▸ **Direction**:
Reproduce the listing below character for character; drop every image.

▸ **Raw data**:
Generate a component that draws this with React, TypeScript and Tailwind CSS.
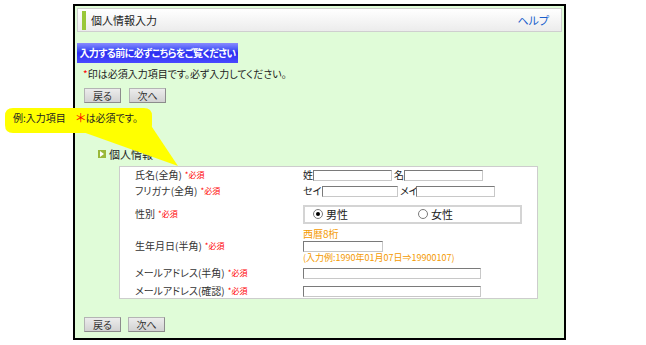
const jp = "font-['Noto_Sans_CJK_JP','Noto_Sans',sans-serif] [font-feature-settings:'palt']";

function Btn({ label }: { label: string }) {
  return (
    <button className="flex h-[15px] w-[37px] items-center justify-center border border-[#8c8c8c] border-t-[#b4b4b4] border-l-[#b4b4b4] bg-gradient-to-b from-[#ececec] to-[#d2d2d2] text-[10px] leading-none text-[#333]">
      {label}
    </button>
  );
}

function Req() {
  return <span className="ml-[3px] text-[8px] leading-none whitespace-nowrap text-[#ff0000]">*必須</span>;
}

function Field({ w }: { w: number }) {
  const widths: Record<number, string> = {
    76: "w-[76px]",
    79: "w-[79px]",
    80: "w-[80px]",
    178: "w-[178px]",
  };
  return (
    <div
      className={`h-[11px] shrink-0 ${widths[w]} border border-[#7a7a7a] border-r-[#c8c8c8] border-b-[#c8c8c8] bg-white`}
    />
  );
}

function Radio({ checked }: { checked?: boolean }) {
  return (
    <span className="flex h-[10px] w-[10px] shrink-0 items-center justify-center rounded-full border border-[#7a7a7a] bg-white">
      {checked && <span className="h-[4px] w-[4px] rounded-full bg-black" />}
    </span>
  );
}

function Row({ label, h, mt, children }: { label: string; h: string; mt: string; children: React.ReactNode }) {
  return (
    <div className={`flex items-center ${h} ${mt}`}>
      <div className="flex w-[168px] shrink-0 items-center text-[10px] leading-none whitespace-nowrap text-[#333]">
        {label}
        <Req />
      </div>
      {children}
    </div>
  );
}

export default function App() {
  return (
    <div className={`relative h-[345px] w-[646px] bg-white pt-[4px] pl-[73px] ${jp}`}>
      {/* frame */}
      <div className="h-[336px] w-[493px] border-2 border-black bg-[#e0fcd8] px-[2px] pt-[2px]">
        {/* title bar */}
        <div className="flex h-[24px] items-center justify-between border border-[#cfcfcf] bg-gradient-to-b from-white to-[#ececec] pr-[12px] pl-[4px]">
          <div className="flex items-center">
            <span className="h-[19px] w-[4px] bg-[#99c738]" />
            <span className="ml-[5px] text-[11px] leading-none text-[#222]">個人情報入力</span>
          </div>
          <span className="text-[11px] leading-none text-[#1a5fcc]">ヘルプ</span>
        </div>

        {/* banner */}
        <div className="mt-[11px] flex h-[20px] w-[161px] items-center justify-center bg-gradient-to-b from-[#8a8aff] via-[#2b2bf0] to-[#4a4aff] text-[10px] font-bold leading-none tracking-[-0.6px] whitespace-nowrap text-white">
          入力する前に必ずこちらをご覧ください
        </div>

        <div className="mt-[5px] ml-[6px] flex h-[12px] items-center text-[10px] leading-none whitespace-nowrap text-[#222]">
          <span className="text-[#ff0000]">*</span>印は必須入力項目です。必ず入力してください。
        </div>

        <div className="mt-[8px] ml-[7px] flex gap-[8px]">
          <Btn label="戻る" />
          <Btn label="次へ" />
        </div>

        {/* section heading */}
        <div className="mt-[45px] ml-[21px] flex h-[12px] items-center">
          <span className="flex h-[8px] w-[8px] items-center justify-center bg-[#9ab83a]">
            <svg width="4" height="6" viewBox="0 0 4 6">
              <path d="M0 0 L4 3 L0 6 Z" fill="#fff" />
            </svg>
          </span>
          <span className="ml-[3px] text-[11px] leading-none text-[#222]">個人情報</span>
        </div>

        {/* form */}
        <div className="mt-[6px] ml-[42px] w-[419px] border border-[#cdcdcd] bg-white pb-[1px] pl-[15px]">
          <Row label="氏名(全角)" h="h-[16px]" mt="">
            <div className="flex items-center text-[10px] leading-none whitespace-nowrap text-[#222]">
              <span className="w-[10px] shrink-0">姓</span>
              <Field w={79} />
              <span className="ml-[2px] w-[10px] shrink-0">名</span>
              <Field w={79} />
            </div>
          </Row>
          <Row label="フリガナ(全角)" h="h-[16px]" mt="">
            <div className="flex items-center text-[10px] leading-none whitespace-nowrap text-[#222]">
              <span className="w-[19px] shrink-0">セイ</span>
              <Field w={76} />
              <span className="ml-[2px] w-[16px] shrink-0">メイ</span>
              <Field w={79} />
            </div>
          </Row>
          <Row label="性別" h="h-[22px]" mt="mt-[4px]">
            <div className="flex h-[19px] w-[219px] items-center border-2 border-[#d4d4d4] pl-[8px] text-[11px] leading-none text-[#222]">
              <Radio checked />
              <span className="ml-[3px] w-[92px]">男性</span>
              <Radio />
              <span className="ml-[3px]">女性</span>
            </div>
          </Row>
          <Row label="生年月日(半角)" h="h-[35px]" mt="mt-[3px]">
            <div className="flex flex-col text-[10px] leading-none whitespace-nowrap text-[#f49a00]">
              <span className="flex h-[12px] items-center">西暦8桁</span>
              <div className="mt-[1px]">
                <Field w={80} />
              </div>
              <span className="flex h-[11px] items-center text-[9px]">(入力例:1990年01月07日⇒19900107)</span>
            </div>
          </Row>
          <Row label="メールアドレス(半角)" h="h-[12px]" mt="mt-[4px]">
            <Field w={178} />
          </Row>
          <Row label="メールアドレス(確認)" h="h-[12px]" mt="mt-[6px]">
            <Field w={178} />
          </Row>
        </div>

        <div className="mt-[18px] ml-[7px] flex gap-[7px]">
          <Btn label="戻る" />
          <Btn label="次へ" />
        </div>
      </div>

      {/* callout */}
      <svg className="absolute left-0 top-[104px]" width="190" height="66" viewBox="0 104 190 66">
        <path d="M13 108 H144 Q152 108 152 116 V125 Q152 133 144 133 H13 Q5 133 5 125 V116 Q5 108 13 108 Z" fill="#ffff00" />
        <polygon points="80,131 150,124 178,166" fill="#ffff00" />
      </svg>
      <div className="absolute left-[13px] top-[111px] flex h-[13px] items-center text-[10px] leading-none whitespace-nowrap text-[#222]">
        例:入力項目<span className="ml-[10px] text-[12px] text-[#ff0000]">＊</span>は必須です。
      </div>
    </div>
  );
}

▸ **Finished task**:
Generate a component that draws this with React, TypeScript and Tailwind CSS.
const jp = "font-['Noto_Sans_CJK_JP','Noto_Sans',sans-serif] [font-feature-settings:'palt']";

function Btn({ label }: { label: string }) {
  return (
    <button className="flex h-[15px] w-[37px] items-center justify-center border border-[#8c8c8c] border-t-[#b4b4b4] border-l-[#b4b4b4] bg-gradient-to-b from-[#ececec] to-[#d2d2d2] text-[10px] leading-none text-[#333]">
      {label}
    </button>
  );
}

function Req() {
  return <span className="ml-[3px] text-[8px] leading-none whitespace-nowrap text-[#ff0000]">*必須</span>;
}

function Field({ w }: { w: number }) {
  const widths: Record<number, string> = {
    76: "w-[76px]",
    79: "w-[79px]",
    80: "w-[80px]",
    178: "w-[178px]",
  };
  return (
    <div
      className={`h-[11px] shrink-0 ${widths[w]} border border-[#7a7a7a] border-r-[#c8c8c8] border-b-[#c8c8c8] bg-white`}
    />
  );
}

function Radio({ checked }: { checked?: boolean }) {
  return (
    <span className="flex h-[10px] w-[10px] shrink-0 items-center justify-center rounded-full border border-[#7a7a7a] bg-white">
      {checked && <span className="h-[4px] w-[4px] rounded-full bg-black" />}
    </span>
  );
}

function Row({ label, h, mt, children }: { label: string; h: string; mt: string; children: React.ReactNode }) {
  return (
    <div className={`flex items-center ${h} ${mt}`}>
      <div className="flex w-[168px] shrink-0 items-center text-[10px] leading-none whitespace-nowrap text-[#333]">
        {label}
        <Req />
      </div>
      {children}
    </div>
  );
}

export default function App() {
  return (
    <div className={`relative h-[345px] w-[646px] bg-white pt-[4px] pl-[73px] ${jp}`}>
      {/* frame */}
      <div className="h-[336px] w-[493px] border-2 border-black bg-[#e0fcd8] px-[2px] pt-[2px]">
        {/* title bar */}
        <div className="flex h-[24px] items-center justify-between border border-[#cfcfcf] bg-gradient-to-b from-white to-[#ececec] pr-[12px] pl-[4px]">
          <div className="flex items-center">
            <span className="h-[19px] w-[4px] bg-[#99c738]" />
            <span className="ml-[5px] text-[11px] leading-none text-[#222]">個人情報入力</span>
          </div>
          <span className="text-[11px] leading-none text-[#1a5fcc]">ヘルプ</span>
        </div>

        {/* banner */}
        <div className="mt-[11px] flex h-[20px] w-[161px] items-center justify-center bg-gradient-to-b from-[#8a8aff] via-[#2b2bf0] to-[#4a4aff] text-[10px] font-bold leading-none tracking-[-0.6px] whitespace-nowrap text-white">
          入力する前に必ずこちらをご覧ください
        </div>

        <div className="mt-[5px] ml-[6px] flex h-[12px] items-center text-[10px] leading-none whitespace-nowrap text-[#222]">
          <span className="text-[#ff0000]">*</span>印は必須入力項目です。必ず入力してください。
        </div>

        <div className="mt-[8px] ml-[7px] flex gap-[8px]">
          <Btn label="戻る" />
          <Btn label="次へ" />
        </div>

        {/* section heading */}
        <div className="mt-[45px] ml-[21px] flex h-[12px] items-center">
          <span className="flex h-[8px] w-[8px] items-center justify-center bg-[#9ab83a]">
            <svg width="4" height="6" viewBox="0 0 4 6">
              <path d="M0 0 L4 3 L0 6 Z" fill="#fff" />
            </svg>
          </span>
          <span className="ml-[3px] text-[11px] leading-none text-[#222]">個人情報</span>
        </div>

        {/* form */}
        <div className="mt-[6px] ml-[42px] w-[419px] border border-[#cdcdcd] bg-white pb-[1px] pl-[15px]">
          <Row label="氏名(全角)" h="h-[16px]" mt="">
            <div className="flex items-center text-[10px] leading-none whitespace-nowrap text-[#222]">
              <span className="w-[10px] shrink-0">姓</span>
              <Field w={79} />
              <span className="ml-[2px] w-[10px] shrink-0">名</span>
              <Field w={79} />
            </div>
          </Row>
          <Row label="フリガナ(全角)" h="h-[16px]" mt="">
            <div className="flex items-center text-[10px] leading-none whitespace-nowrap text-[#222]">
              <span className="w-[19px] shrink-0">セイ</span>
              <Field w={76} />
              <span className="ml-[2px] w-[16px] shrink-0">メイ</span>
              <Field w={79} />
            </div>
          </Row>
          <Row label="性別" h="h-[22px]" mt="mt-[4px]">
            <div className="flex h-[19px] w-[219px] items-center border-2 border-[#d4d4d4] pl-[8px] text-[11px] leading-none text-[#222]">
              <Radio checked />
              <span className="ml-[3px] w-[92px]">男性</span>
              <Radio />
              <span className="ml-[3px]">女性</span>
            </div>
          </Row>
          <Row label="生年月日(半角)" h="h-[35px]" mt="mt-[3px]">
            <div className="flex flex-col text-[10px] leading-none whitespace-nowrap text-[#f49a00]">
              <span className="flex h-[12px] items-center">西暦8桁</span>
              <div className="mt-[1px]">
                <Field w={80} />
              </div>
              <span className="flex h-[11px] items-center text-[9px]">(入力例:1990年01月07日⇒19900107)</span>
            </div>
          </Row>
          <Row label="メールアドレス(半角)" h="h-[12px]" mt="mt-[4px]">
            <Field w={178} />
          </Row>
          <Row label="メールアドレス(確認)" h="h-[12px]" mt="mt-[6px]">
            <Field w={178} />
          </Row>
        </div>

        <div className="mt-[18px] ml-[7px] flex gap-[7px]">
          <Btn label="戻る" />
          <Btn label="次へ" />
        </div>
      </div>

      {/* callout */}
      <svg className="absolute left-0 top-[104px]" width="190" height="66" viewBox="0 104 190 66">
        <path d="M13 108 H144 Q152 108 152 116 V125 Q152 133 144 133 H13 Q5 133 5 125 V116 Q5 108 13 108 Z" fill="#ffff00" />
        <polygon points="80,131 150,124 178,166" fill="#ffff00" />
      </svg>
      <div className="absolute left-[13px] top-[111px] flex h-[13px] items-center text-[10px] leading-none whitespace-nowrap text-[#222]">
        例:入力項目<span className="ml-[10px] text-[12px] text-[#ff0000]">＊</span>は必須です。
      </div>
    </div>
  );
}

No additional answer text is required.